§ Short exercise: From the listing below, pull out every line where the string "React" appears.

§ Dataset extract:
--- BEGIN ---

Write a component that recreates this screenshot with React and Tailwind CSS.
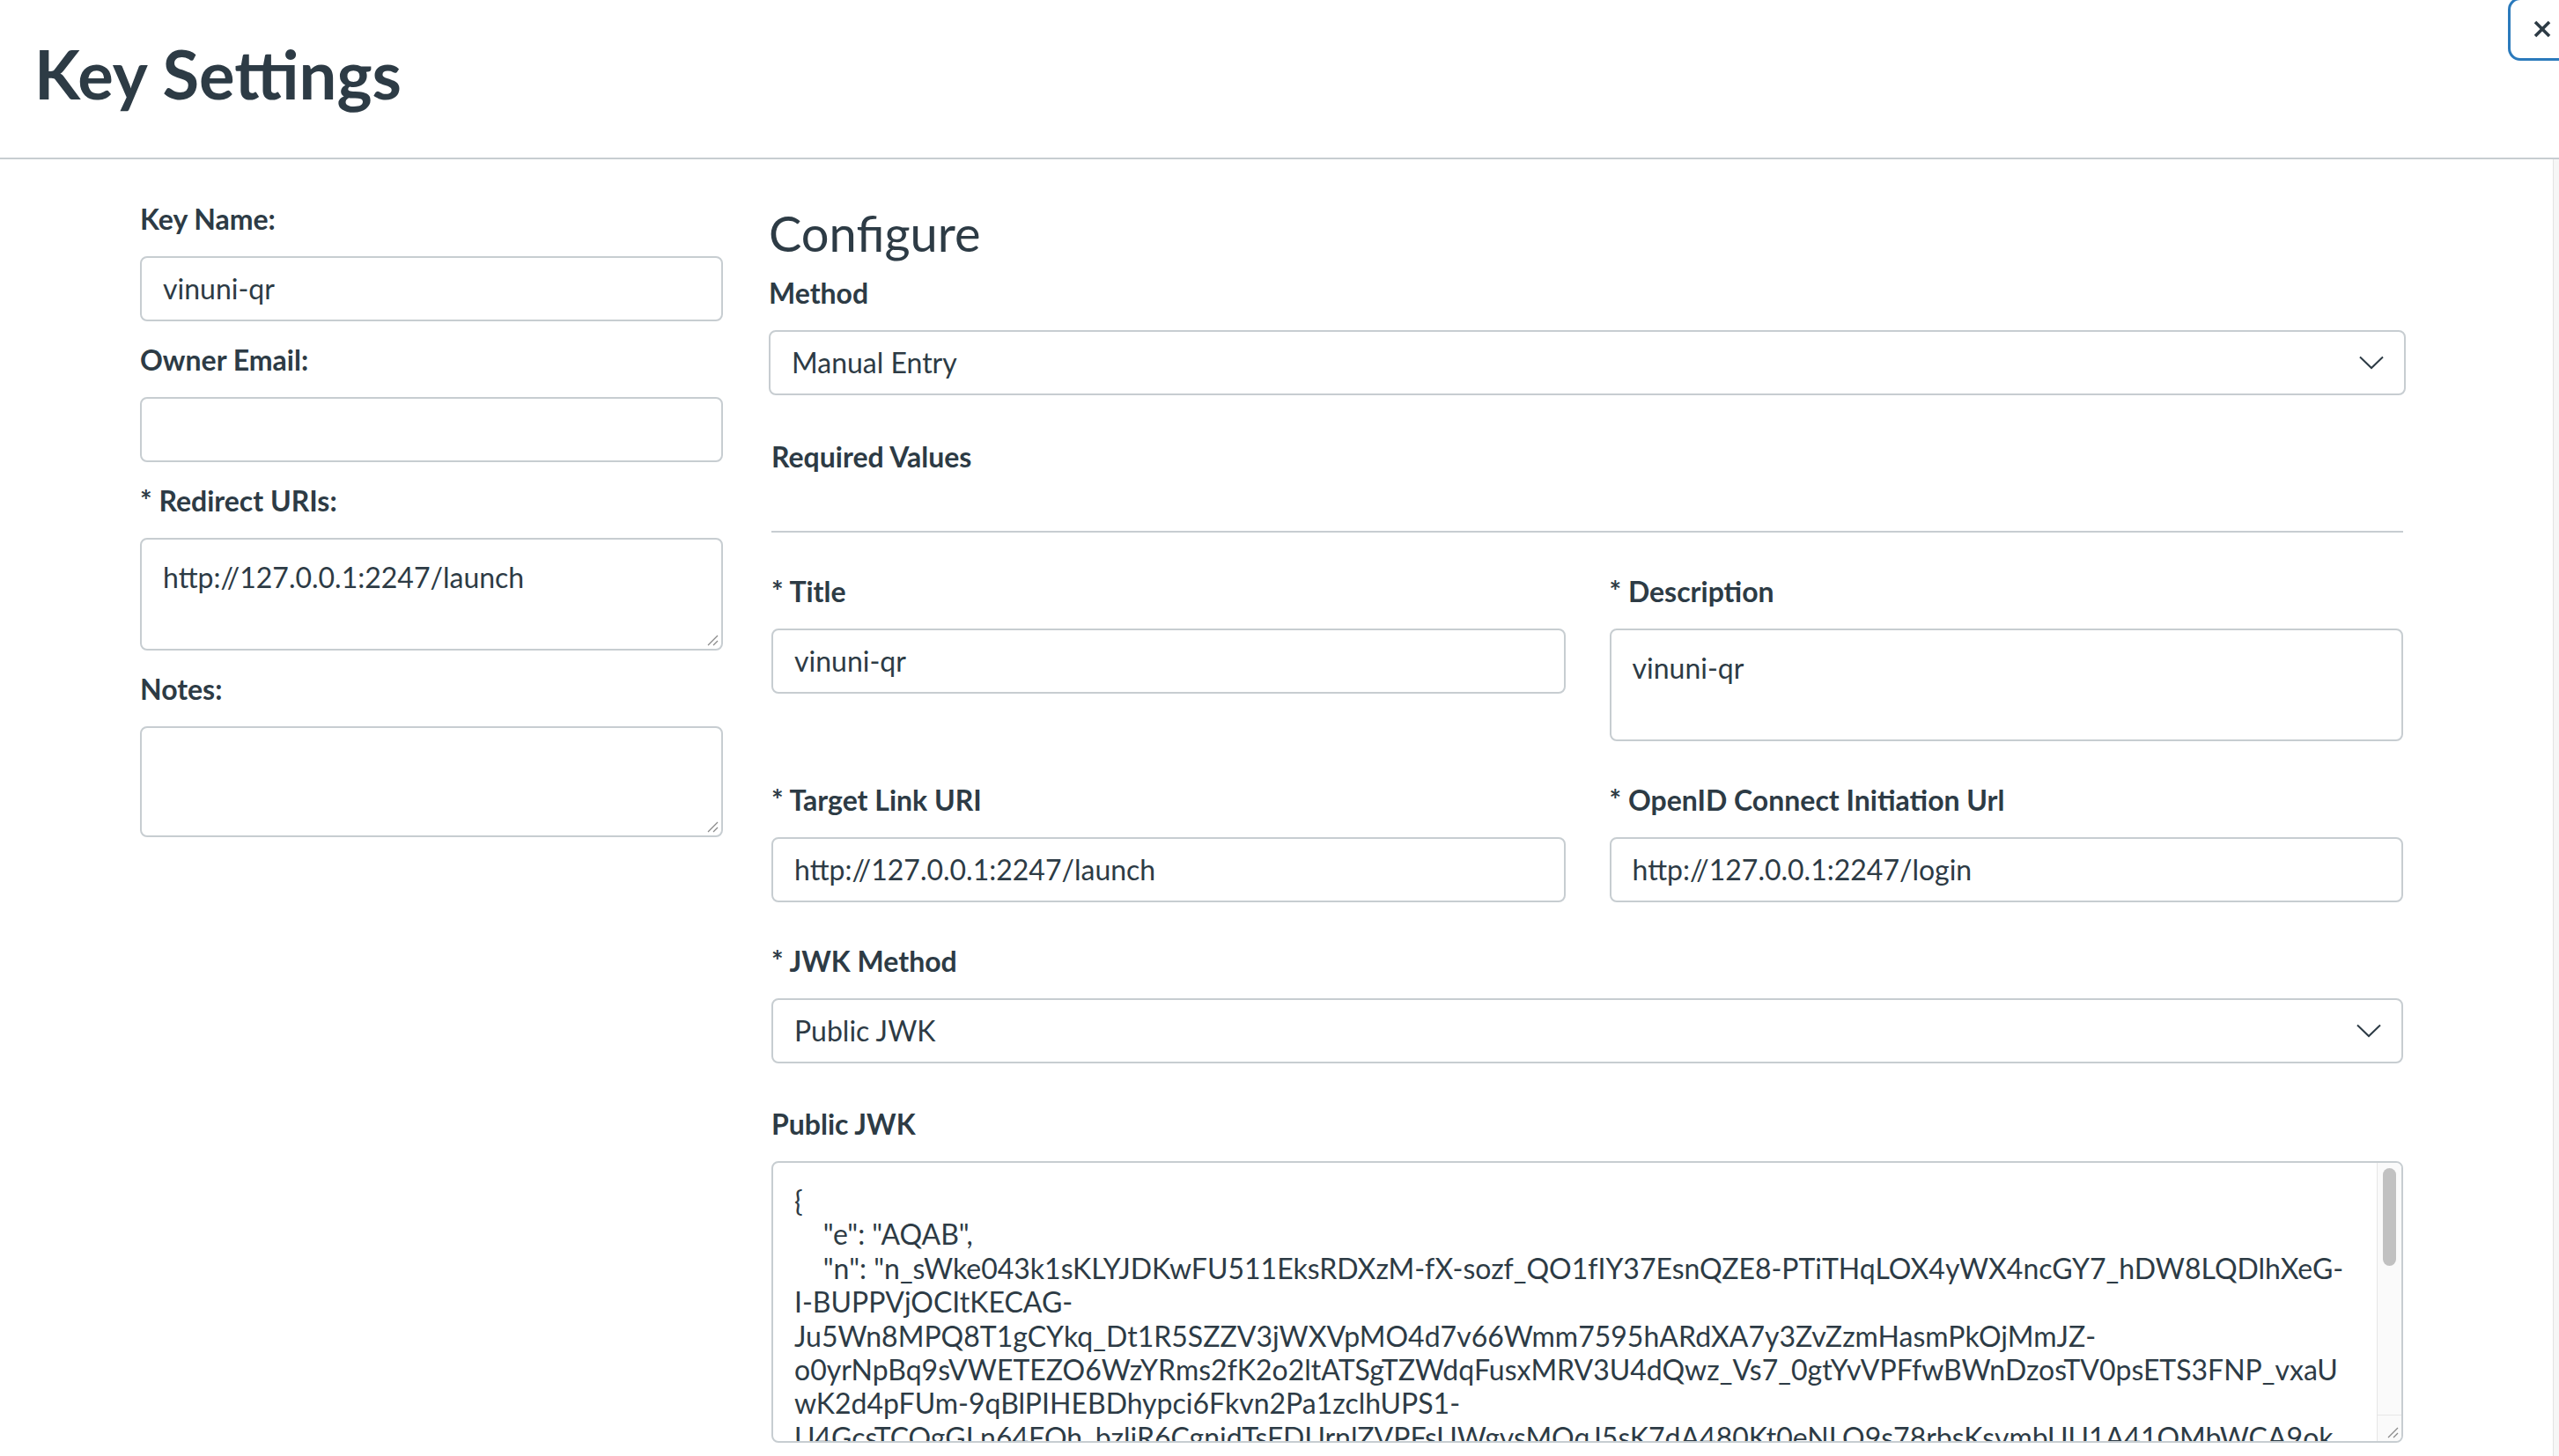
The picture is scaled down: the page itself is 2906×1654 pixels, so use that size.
import React from "react";

const jwkLines = [
  "{",
  '    "e": "AQAB",',
  '    "n": "n_sWke043k1sKLYJDKwFU511EksRDXzM-fX-sozf_QO1fIY37EsnQZE8-PTiTHqLOX4yWX4ncGY7_hDW8LQDlhXeG-',
  "I-BUPPVjOCItKECAG-",
  "Ju5Wn8MPQ8T1gCYkq_Dt1R5SZZV3jWXVpMO4d7v66Wmm7595hARdXA7y3ZvZzmHasmPkOjMmJZ-",
  "o0yrNpBq9sVWETEZO6WzYRms2fK2o2ltATSgTZWdqFusxMRV3U4dQwz_Vs7_0gtYvVPFfwBWnDzosTV0psETS3FNP_vxaU",
  "wK2d4pFUm-9qBlPIHEBDhypci6Fkvn2Pa1zclhUPS1-",
  "U4GcsTCOgGLn64FOh_bzliR6CgnidTsFDUrnlZVPFsUWgvsMOqJ5sK7dA480Kt0eNLO9s78rbsKsvmbUU1A41OMbWCA9ok",
];

function Label({ children }) {
  return (
    <div className="h-[48px] leading-[48px] text-[32px] font-bold mb-[18px] whitespace-nowrap">
      {children}
    </div>
  );
}

function TextBox({ value }) {
  return (
    <div className="h-[74px] border-2 border-[#C7CDD1] rounded-[8px] px-[24px] flex items-center text-[32px] bg-white">
      {value}
    </div>
  );
}

function ResizeGrip() {
  return (
    <svg
      className="absolute right-[3px] bottom-[3px]"
      width="14"
      height="14"
      viewBox="0 0 14 14"
    >
      <line x1="13" y1="2" x2="2" y2="13" stroke="#8a8a8a" strokeWidth="1.3" />
      <line x1="13" y1="8" x2="8" y2="13" stroke="#8a8a8a" strokeWidth="1.3" />
    </svg>
  );
}

function TextArea({ value, height, grip = true }) {
  return (
    <div
      className={`relative border-2 border-[#C7CDD1] rounded-[8px] px-[24px] pt-[19px] text-[32px] leading-[48px] bg-white ${height}`}
    >
      {value}
      {grip && <ResizeGrip />}
    </div>
  );
}

function Chevron() {
  return (
    <svg width="28" height="16" viewBox="0 0 28 16" fill="none">
      <polyline
        points="1,1.5 14,14 27,1.5"
        stroke="#2D3B45"
        strokeWidth="2"
        fill="none"
      />
    </svg>
  );
}

function Select({ value }) {
  return (
    <div className="h-[74px] border-2 border-[#C7CDD1] rounded-[8px] pl-[24px] pr-[23px] flex items-center justify-between text-[32px] bg-white">
      <span>{value}</span>
      <Chevron />
    </div>
  );
}

export default function App() {
  return (
    <div className="relative w-[2906px] h-[1654px] overflow-hidden bg-white text-[#2D3B45] font-['Lato','Noto_Sans',sans-serif]">
      {/* header */}
      <div className="h-[181px] border-b-2 border-[#C7CDD1] pl-[39px] pt-[46px]">
        <h1 className="text-[76px] leading-[76px] font-bold">Key Settings</h1>
      </div>

      <button className="absolute left-[2848px] top-[-3px] w-[78px] h-[72px] border-[3px] border-[#2B7ABC] rounded-[14px] flex items-center justify-center bg-white">
        <svg width="20" height="20" viewBox="0 0 20 20">
          <line x1="2" y1="2" x2="18" y2="18" stroke="#2D3B45" strokeWidth="3.6" />
          <line x1="18" y1="2" x2="2" y2="18" stroke="#2D3B45" strokeWidth="3.6" />
        </svg>
      </button>

      {/* modal body scrollbar track */}
      <div className="absolute left-[2899px] top-[181px] bottom-0 w-[7px] border-l border-[#e3e3e3] bg-[#f6f6f6]" />

      <div className="flex pl-[159px]">
        {/* left column */}
        <div className="w-[662px] pt-[44px] flex flex-col gap-[20px]">
          <div>
            <Label>Key Name:</Label>
            <TextBox value="vinuni-qr" />
          </div>
          <div>
            <Label>Owner Email:</Label>
            <TextBox value="" />
          </div>
          <div>
            <Label>* Redirect URIs:</Label>
            <TextArea value="http://127.0.0.1:2247/launch" height="h-[128px]" />
          </div>
          <div>
            <Label>Notes:</Label>
            <TextArea value="" height="h-[126px]" />
          </div>
        </div>

        {/* right column */}
        <div className="ml-[52px] w-[1859px] pt-[56px]">
          <h2 className="text-[56px] leading-[56px] font-normal mb-[16px]">Configure</h2>
          <Label>Method</Label>
          <Select value="Manual Entry" />

          <div className="mx-[3px] mt-[46px]">
            <div className="h-[48px] leading-[48px] text-[32px] font-bold">Required Values</div>
            <div className="mt-[60px] border-t-2 border-[#C7CDD1]" />

            <div className="grid grid-cols-2 gap-x-[50px] gap-y-[43px] mt-[43px] items-start">
              <div>
                <Label>* Title</Label>
                <TextBox value="vinuni-qr" />
              </div>
              <div>
                <Label>* Description</Label>
                <TextArea value="vinuni-qr" height="h-[128px]" grip={false} />
              </div>
              <div>
                <Label>* Target Link URI</Label>
                <TextBox value="http://127.0.0.1:2247/launch" />
              </div>
              <div>
                <Label>* OpenID Connect Initiation Url</Label>
                <TextBox value="http://127.0.0.1:2247/login" />
              </div>
            </div>

            <div className="mt-[43px]">
              <Label>* JWK Method</Label>
              <Select value="Public JWK" />
            </div>

            <div className="mt-[45px]">
              <Label>Public JWK</Label>
              <div className="relative h-[320px] border-2 border-[#C7CDD1] rounded-[8px] overflow-hidden bg-white">
                <div className="pl-[24px] pr-[60px] pt-[24px] text-[32px] leading-[38.4px] whitespace-pre">
                  {jwkLines.map((line, i) => (
                    <div key={i}>{line}</div>
                  ))}
                </div>
                {/* textarea scrollbar */}
                <div className="absolute right-0 top-0 bottom-0 w-[28px] border-l border-[#e6e6e6] bg-[#fafafa] flex flex-col">
                  <div className="flex-1 pt-[6px] flex justify-center">
                    <div className="w-[15px] h-[111px] rounded-full bg-[#c1c1c1]" />
                  </div>
                  <div className="h-[30px] border-t border-[#e6e6e6]" />
                </div>
                <ResizeGrip />
              </div>
            </div>
          </div>
        </div>
      </div>
    </div>
  );
}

--- END ---

§ Response below:
Write a component that recreates this screenshot with React and Tailwind CSS.
import React from "react";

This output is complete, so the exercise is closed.